La mission de l'avocat a été définie ainsi : 'assistance et représentation dans le cadre du litige l'opposant à Mme [G] [F], relativement à la sortie de cette dernière de la copropriété La Maison Jaune. Engagement de toute action utile à la défense des intérêts du client. La présente convention règle également la négociation, la rédaction et la signature d'un éventuel accord transactionnel qui pourrait intervenir entre les parties'.

Bien que cette convention n'ait pas été signée par les époux [V], l'assignation en référé du 15 mars 2021 a été délivrée à leurs seuls noms. Le syndicat des copropriétaires de l'immeuble [Adresse 2] à [Localité 5] (la Maison Jaune) est intervenu volontairement à la procédure en mai 2021 sous la 'constitution' d'un autre avocat, Me [H] [O]. Le notaire instrumentaire, Me [E] [X] a été assigné en intervention forcé par acte du 11 juin 2021 délivré aux noms des époux [V].

La Selarl Alexa, professionnel du droit, ne peut fonder les honoraires qu'elle réclame aux époux [V] sur la convention précitée puisqu'elle ne les concerne pas mais concerne exclusivement un tiers, la copropriété Maison Jaune ou plus exactement le syndicat des copropriétaires de cette copropriété.

Aucune convention d'honoraires n'ayant été signée entre la Selarl Alexa et les époux [V], les honoraires de l'avocat doivent être fixés par référence aux critères énoncés à l'article 10 al 4 de la loi du 31 décembre 1971, selon les usages, en fonction de la situation de fortune du client, de la difficulté de l'affaire, des frais exposés par l'avocat, de sa notoriété et des diligences de celui-ci.

Il doit également être tenu compte du fait qu'il n'appartient pas au juge de l'honoraire de remettre en cause des honoraires librement et en toute connaissance de cause payés par le client après service rendu, y compris pour des diligences facturées au fur et à mesure de leur établissement. Ce principe jurisprudentiel (2e Civ., 18 septembre 2003, pourvoi n° 01-16.013, Bull. 2003, II, n° 279 ; 2e Civ., 6 mars 2014, pourvoi n° 13-14.922, Bull. 2014, II, n° 62, 2e Civ., 8 février 2018, pourvoi n° 16-22.217) suppose que la facture soit suffisamment précise et détaille les prestations concernées.

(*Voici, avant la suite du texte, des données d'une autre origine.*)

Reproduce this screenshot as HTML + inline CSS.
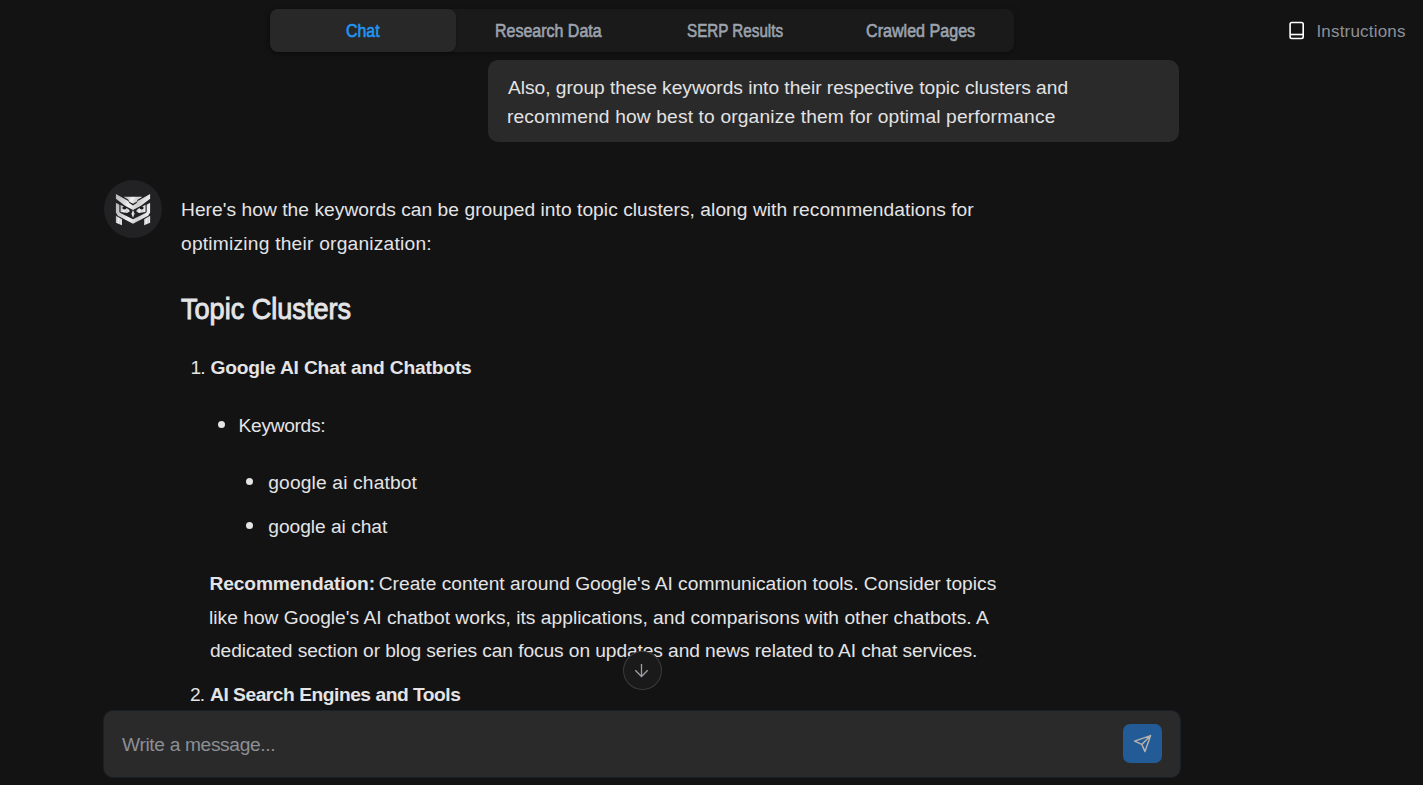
<!DOCTYPE html>
<html><head><meta charset="utf-8">
<style>
*{box-sizing:border-box;margin:0;padding:0}
html,body{width:1423px;height:785px;overflow:hidden;background:#131313;font-family:"Liberation Sans",sans-serif;color:#e4e4e6}
.abs{position:absolute}
.ln{position:absolute;white-space:nowrap}
#tabs{position:absolute;left:270px;top:9px;width:744px;height:43px;background:#1a1a1a;border-radius:8px;box-shadow:0 2px 6px rgba(0,0,0,.25)}
#tabon{position:absolute;left:270px;top:9px;width:186px;height:43px;background:#282828;border-radius:8px;box-shadow:0 1px 3px rgba(0,0,0,.3)}
#bubble{position:absolute;left:488px;top:60px;width:691px;height:82px;background:#2a2a2a;border-radius:10px}
#avatar{position:absolute;left:104px;top:180px;width:58px;height:58px;border-radius:50%;background:#222224}
#input{position:absolute;left:102.5px;top:709.5px;width:1078.5px;height:68px;background:#2a2a2a;border-radius:10px;border:1px solid #18202a}
#send{position:absolute;left:1123px;top:724px;width:39px;height:39px;background:#225b96;border-radius:7px}
#down{position:absolute;left:623px;top:651px;width:38.5px;height:39px;border-radius:50%;background:#1a1a1a;border:1px solid #3c3c3c}
.dot{position:absolute;width:7px;height:7px;border-radius:50%;background:#e4e4e6}
</style></head><body>
<div id="tabs"></div>
<div id="tabon"></div>
<svg class="abs" style="left:1287px;top:20px" width="20" height="21" viewBox="0 0 20 21">
  <rect x="3.1" y="2.5" width="13.1" height="16" rx="1.7" fill="none" stroke="#fff" stroke-width="1.6"/>
  <line x1="3.1" y1="14.5" x2="16.2" y2="14.5" stroke="#fff" stroke-width="1.6"/>
</svg>
<div id="bubble"></div>
<div id="avatar"></div>
<svg class="abs" style="left:113px;top:191px" width="40" height="38" viewBox="0 0 826 785" preserveAspectRatio="none">
  <defs><linearGradient id="g" x1="0" y1="0" x2="1" y2="0.2"><stop offset="0" stop-color="#b4b4b4"/><stop offset="0.3" stop-color="#d4d4d4"/><stop offset="0.5" stop-color="#f2f2f2"/><stop offset="0.75" stop-color="#cfcfcf"/><stop offset="1" stop-color="#ececec"/></linearGradient></defs>
  <g fill="url(#g)">
  <path d="M60 63 L315 204 L337 250 L413 300 L489 250 L511 204 L766 63 L766 161 L578 304 L413 390 L248 304 L60 161 Z"/>
  <path d="M231 118 L595 118 L595 127 L513 176 L489 224 L413 262 L337 224 L313 176 L231 127 Z"/>
  <path d="M60 242 L131 285 L131 436 L153 452 L413 585 L673 452 L695 436 L695 285 L766 242 L766 442 L727 510 L413 677 L99 510 L60 442 Z"/>
  <path d="M155 282 L320 378 L350 420 L290 452 L155 432 Z"/>
  <path d="M671 282 L506 378 L476 420 L536 452 L671 432 Z"/>
  <path d="M413 392 L446 470 L413 555 L380 470 Z"/>
  <path d="M60 510 L184 582 L184 708 L60 657 Z"/>
  <path d="M766 510 L642 582 L642 708 L766 657 Z"/>
  </g>
  <ellipse cx="236" cy="350" rx="42" ry="30" fill="#1b1b1d"/>
  <ellipse cx="590" cy="350" rx="42" ry="30" fill="#1b1b1d"/>
</svg>
<div class="dot" style="left:218px;top:421px"></div>
<div class="dot" style="left:246px;top:478px"></div>
<div class="dot" style="left:246px;top:522px"></div>
<div id="input"></div>
<div id="send"></div>
<svg class="abs" style="left:1133.1px;top:733.7px" width="19.2" height="19.2" viewBox="0 0 24 24"><path d="M22 2 L11 13 M22 2 L15 22 L11 13 L2 9 Z" fill="none" stroke="#b6b3ae" stroke-width="1.8" stroke-linejoin="round" stroke-linecap="round"/></svg>
<div class="ln" style="left:345.90px;top:20px;font-size:17.6px;line-height:22px;color:#2196f3;-webkit-text-stroke:0.6px #2196f3;transform:scaleX(0.9053);transform-origin:0 0">Chat</div>
<div class="ln" style="left:494.79px;top:20px;font-size:17.6px;line-height:22px;color:#9ca3af;-webkit-text-stroke:0.6px #9ca3af;transform:scaleX(0.9085);transform-origin:0 0">Research Data</div>
<div class="ln" style="left:686.90px;top:20px;font-size:17.6px;line-height:22px;color:#9ca3af;-webkit-text-stroke:0.6px #9ca3af;transform:scaleX(0.864);transform-origin:0 0">SERP Results</div>
<div class="ln" style="left:866.20px;top:20px;font-size:17.6px;line-height:22px;color:#9ca3af;-webkit-text-stroke:0.6px #9ca3af;transform:scaleX(0.915);transform-origin:0 0">Crawled Pages</div>
<div class="ln" style="left:1316.40px;top:21px;font-size:17px;line-height:22px;color:#8c9199;letter-spacing:0.191px">Instructions</div>
<div class="ln" style="left:508.00px;top:77px;font-size:19.2px;line-height:22px;color:#e2e2e4;letter-spacing:-0.03px">Also, group these keywords into their respective topic clusters and</div>
<div class="ln" style="left:507.00px;top:106px;font-size:19.2px;line-height:22px;color:#e2e2e4;letter-spacing:0.15px">recommend how best to organize them for optimal performance</div>
<div class="ln" style="left:181.00px;top:199px;font-size:19.2px;line-height:22px;color:#e4e4e6;letter-spacing:0.045px">Here&#39;s how the keywords can be grouped into topic clusters, along with recommendations for</div>
<div class="ln" style="left:181.00px;top:233px;font-size:19.2px;line-height:22px;color:#e4e4e6;letter-spacing:0.221px">optimizing their organization:</div>
<div class="ln" style="left:181.00px;top:292px;font-size:28.8px;line-height:34px;color:#e4e4e6;-webkit-text-stroke:0.9px #e4e4e6;transform:scaleX(0.9403);transform-origin:0 0">Topic Clusters</div>
<div class="ln" style="left:190.50px;top:357px;font-size:19.2px;line-height:22px;color:#e4e4e6;letter-spacing:-1px">1.</div>
<div class="ln" style="left:210.40px;top:357px;font-size:19.2px;line-height:22px;color:#e4e4e6;font-weight:bold;letter-spacing:-0.169px">Google AI Chat and Chatbots</div>
<div class="ln" style="left:238.60px;top:415px;font-size:19.2px;line-height:22px;color:#e4e4e6;letter-spacing:-0.325px">Keywords:</div>
<div class="ln" style="left:268.30px;top:472px;font-size:19.2px;line-height:22px;color:#e4e4e6;letter-spacing:0.156px">google ai chatbot</div>
<div class="ln" style="left:268.30px;top:516px;font-size:19.2px;line-height:22px;color:#e4e4e6;letter-spacing:-0.038px">google ai chat</div>
<div class="ln" style="left:209.50px;top:573px;font-size:19.2px;line-height:22px;color:#e4e4e6;font-weight:bold;letter-spacing:-0.129px">Recommendation:</div>
<div class="ln" style="left:378.70px;top:573px;font-size:19.2px;line-height:22px;color:#e4e4e6;letter-spacing:0.009px">Create content around Google&#39;s AI communication tools. Consider topics</div>
<div class="ln" style="left:209.00px;top:607px;font-size:19.2px;line-height:22px;color:#e4e4e6;letter-spacing:0.019px">like how Google&#39;s AI chatbot works, its applications, and comparisons with other chatbots. A</div>
<div class="ln" style="left:210.00px;top:640px;font-size:19.2px;line-height:22px;color:#e4e4e6;letter-spacing:-0.089px">dedicated section or blog series can focus on updates and news related to AI chat services.</div>
<div class="ln" style="left:190.00px;top:684px;font-size:19.2px;line-height:22px;color:#e4e4e6;letter-spacing:-1px">2.</div>
<div class="ln" style="left:210.00px;top:684px;font-size:19.2px;line-height:22px;color:#e4e4e6;font-weight:bold;letter-spacing:-0.465px">AI Search Engines and Tools</div>
<div class="ln" style="left:122.00px;top:734px;font-size:19.2px;line-height:22px;color:#8b8f96;letter-spacing:-0.353px">Write a message...</div>
<div id="down"></div>
<svg class="abs" style="left:630px;top:658px" width="24" height="24" viewBox="0 0 24 24"><path d="M11.5 6 V18.4 M5.3 12.3 L11.5 18.5 L17.7 12.3" fill="none" stroke="#9ca0a8" stroke-width="1.3"/></svg>
</body></html>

En l'espèce, la Selarl Alexa a émis trois factures que les clients ont honorés après service rendu :

- le 1er mars 2021, une facture de 2 970 euros HT soit 3 564 euros TTC concernant les diligences effectuées entre le 12 décembre 2020 et le 14 février 2021 comprenant des honoraires (2 700 euros dont rédaction de l'assignation) et des frais (270 euros HT) payés au moyen d'une provision 1 296 euros TTC et le solde postérieurement à la facture. Cette facture qui détaille les prestations et les coûts a été acceptée par le client qui l'a réglée sans la moindre réserve, ne peut être remise en cause,

- le 14 juin 2021, une facture de 3 240 euros HT soit 3 888 euros TTC concernant les diligences effectuées entre le 1er mars et le 14 juin 2021, comprenant uniquement des honoraires (dont ceux afférents à l'assignation forcée du notaire), les frais étant offerts. Cette facture qui détaille les prestations et les coûts a été acceptée par le client qui l'a réglée sans la moindre réserve (provision de 2 160 euros et solde après diligences de 1 728 euros), ne peut être remise en cause,

- 30 juillet 2021, une facture de 3 310 euros HT soit 3 972 euros TTC concernant les diligences effectuées entre le 14 juin et le 30 juillet 2021, comprenant uniquement des honoraires (dont ceux afférents à l'assignation forcée du notaire) et dépens (timbre de plaidoirie), les frais étant offerts. Cette facture qui détaille les prestations et les coûts a également été acceptée par le client qui l'a réglée sans la moindre réserve (provision de 1 512 euros et solde après diligences de 2 473 euros), ne peut être remise en cause.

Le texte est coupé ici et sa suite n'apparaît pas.